Above the Rhine river hangs a most impressive bridge with its ubiquitous glittering locks. This is the Hohenzollern Bridge or the Padlock Bridge. Seen up close, there were padlocks, apparently 40,000 at last count, in every shape and size fastened to the bridge's iron railings, put there by hopeful lovers who turn the key in the lock as a sign of their commitment, then throw the key into the river. The charm of that tradition tends to overshadow the fact that this is the most heavily used railway bridge in Germany.
When it came to food, we headed to the Alt Markt (the old market), a charming area with its multitude of shops and pubs, where we systematically partook of the admittedly meat-heavy dishes the place is famed for: Schnitzel (meat batter-fried and served with a satisfyingly huge pile of fries on the side and creamy potato salad), Himmel un aad (apples, potato and sausage mash), Mettbrotchen (meat on a bun), Leberwirst (known as liverwurst to the world, meat with sliced red onion and a bun), all washed down with Kölsch beer, of course. The walk back to the hotel after dinner was wonderful because the lights of the monuments slowly came on and then the lights of the Dom lit up, holding us transfixed to the spot. Again.
Cologne is famous for the eponymously named Eau de Cologne, 305 years old this year. The Farina 4711 Fragrance Museum named after the father of modern perfumery, Giovanni Maria Farina, is a modest fronted building that has tourists trooping day in and day out. Visitors are given a potted history of the scent's origins, the beautiful flagons, how the scent, a mix of lemon, orange, bergamot, mandarin, lime, cedar, grapefruit essences, spawned many imitators… and the ubiquitous gift salon where they get the chance to buy up a whole lot of 4711!
One other cliché that turned out to be true concerned the Germans. They were a bit on the dour side but ever so helpful.(It's a bit disconcerting though not to have one's tentative smile returned, though). Another plus point—there is none of that clutch-your-purse-to-your-bosom feeling of lurking danger here, as there is in many parts of Europe.

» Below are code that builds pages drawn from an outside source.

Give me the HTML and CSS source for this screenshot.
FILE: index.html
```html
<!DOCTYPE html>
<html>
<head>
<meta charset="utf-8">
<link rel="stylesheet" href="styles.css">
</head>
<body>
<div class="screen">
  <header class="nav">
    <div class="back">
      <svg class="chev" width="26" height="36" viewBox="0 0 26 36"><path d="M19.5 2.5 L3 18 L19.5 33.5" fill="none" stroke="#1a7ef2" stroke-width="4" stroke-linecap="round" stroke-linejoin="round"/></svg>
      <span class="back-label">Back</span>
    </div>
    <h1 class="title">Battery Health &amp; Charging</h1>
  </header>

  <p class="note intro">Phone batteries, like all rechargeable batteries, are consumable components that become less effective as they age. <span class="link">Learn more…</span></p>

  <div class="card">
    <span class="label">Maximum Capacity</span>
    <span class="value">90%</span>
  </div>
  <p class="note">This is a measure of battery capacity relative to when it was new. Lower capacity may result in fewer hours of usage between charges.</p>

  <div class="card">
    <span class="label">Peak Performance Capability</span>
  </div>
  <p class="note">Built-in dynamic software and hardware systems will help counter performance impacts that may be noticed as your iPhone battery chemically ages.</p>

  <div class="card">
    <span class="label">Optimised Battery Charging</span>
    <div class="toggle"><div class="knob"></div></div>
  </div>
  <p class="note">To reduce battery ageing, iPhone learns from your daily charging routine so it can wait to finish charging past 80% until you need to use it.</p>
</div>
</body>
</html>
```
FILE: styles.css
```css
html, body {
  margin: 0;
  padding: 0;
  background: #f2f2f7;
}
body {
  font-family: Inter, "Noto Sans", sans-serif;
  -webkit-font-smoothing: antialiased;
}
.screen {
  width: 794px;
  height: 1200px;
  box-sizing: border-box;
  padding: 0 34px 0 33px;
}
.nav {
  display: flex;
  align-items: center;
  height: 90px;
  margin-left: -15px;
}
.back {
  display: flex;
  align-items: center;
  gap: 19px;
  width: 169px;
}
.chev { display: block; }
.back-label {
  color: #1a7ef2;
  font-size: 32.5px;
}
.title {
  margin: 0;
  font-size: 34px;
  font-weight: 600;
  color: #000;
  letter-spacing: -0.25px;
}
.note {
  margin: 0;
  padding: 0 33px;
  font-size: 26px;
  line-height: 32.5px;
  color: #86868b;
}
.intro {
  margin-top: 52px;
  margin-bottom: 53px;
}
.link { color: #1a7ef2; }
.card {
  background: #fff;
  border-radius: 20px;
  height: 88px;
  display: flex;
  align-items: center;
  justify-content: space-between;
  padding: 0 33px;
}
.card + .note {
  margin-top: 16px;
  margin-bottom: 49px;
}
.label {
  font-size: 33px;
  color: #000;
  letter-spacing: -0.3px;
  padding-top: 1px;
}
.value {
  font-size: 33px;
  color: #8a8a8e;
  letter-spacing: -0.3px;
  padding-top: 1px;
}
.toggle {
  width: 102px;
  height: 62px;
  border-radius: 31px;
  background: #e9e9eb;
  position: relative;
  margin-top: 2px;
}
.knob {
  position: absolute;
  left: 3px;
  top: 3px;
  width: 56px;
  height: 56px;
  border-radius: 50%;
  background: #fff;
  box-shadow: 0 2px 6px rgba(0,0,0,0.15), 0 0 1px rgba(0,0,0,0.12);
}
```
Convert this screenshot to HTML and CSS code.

Cologne has the dubious distinction of having housed the dreaded local Gestapo headquarters and a tour through the pale beige rooms inside EL-DE building is a chilling one. The building survived the Allied bombing of Cologne during World War II. After the bombings, the basements of the building, which had been used as prison cells and torture rooms, were used to store wartime files and paperwork. Restoration work in the 1980s uncovered more than 1,800 inscriptions made on the walls of the prison cells by inmates in pencil, chalk and even lipstick. The building was the site of many executions and the walls hold a pictorial record of the most normal looking families ever, families that had the misfortune of being Jews at a time when the word was an epithet. There was a large group of noisy schoolchildren the day we were there and their laughter served to dilute the starkness somewhat. We watched them with wonderment. Was their light-heartedness due to ignorance or because their generation had truly moved on?
We took the Rhine river cruise and found that there were stretches when those now familiar twin spires were lost to sight. The Schokoladen Museum where Lindt has a neat presentation on the history and evolution of chocolate was a fun stop. Back in the boat, we scanned the horizon and there it was: the twin spires that seemed to reach for the sky. These may not be the archetypal dreaming spires the poet Mathew Arnold talked about but, in their own way, they emit a strange sense of security, of corporeal and spiritual substance. We were reassured; no more counting cars. If it is Cologne, it has to be the spires of the Cologne Cathedral.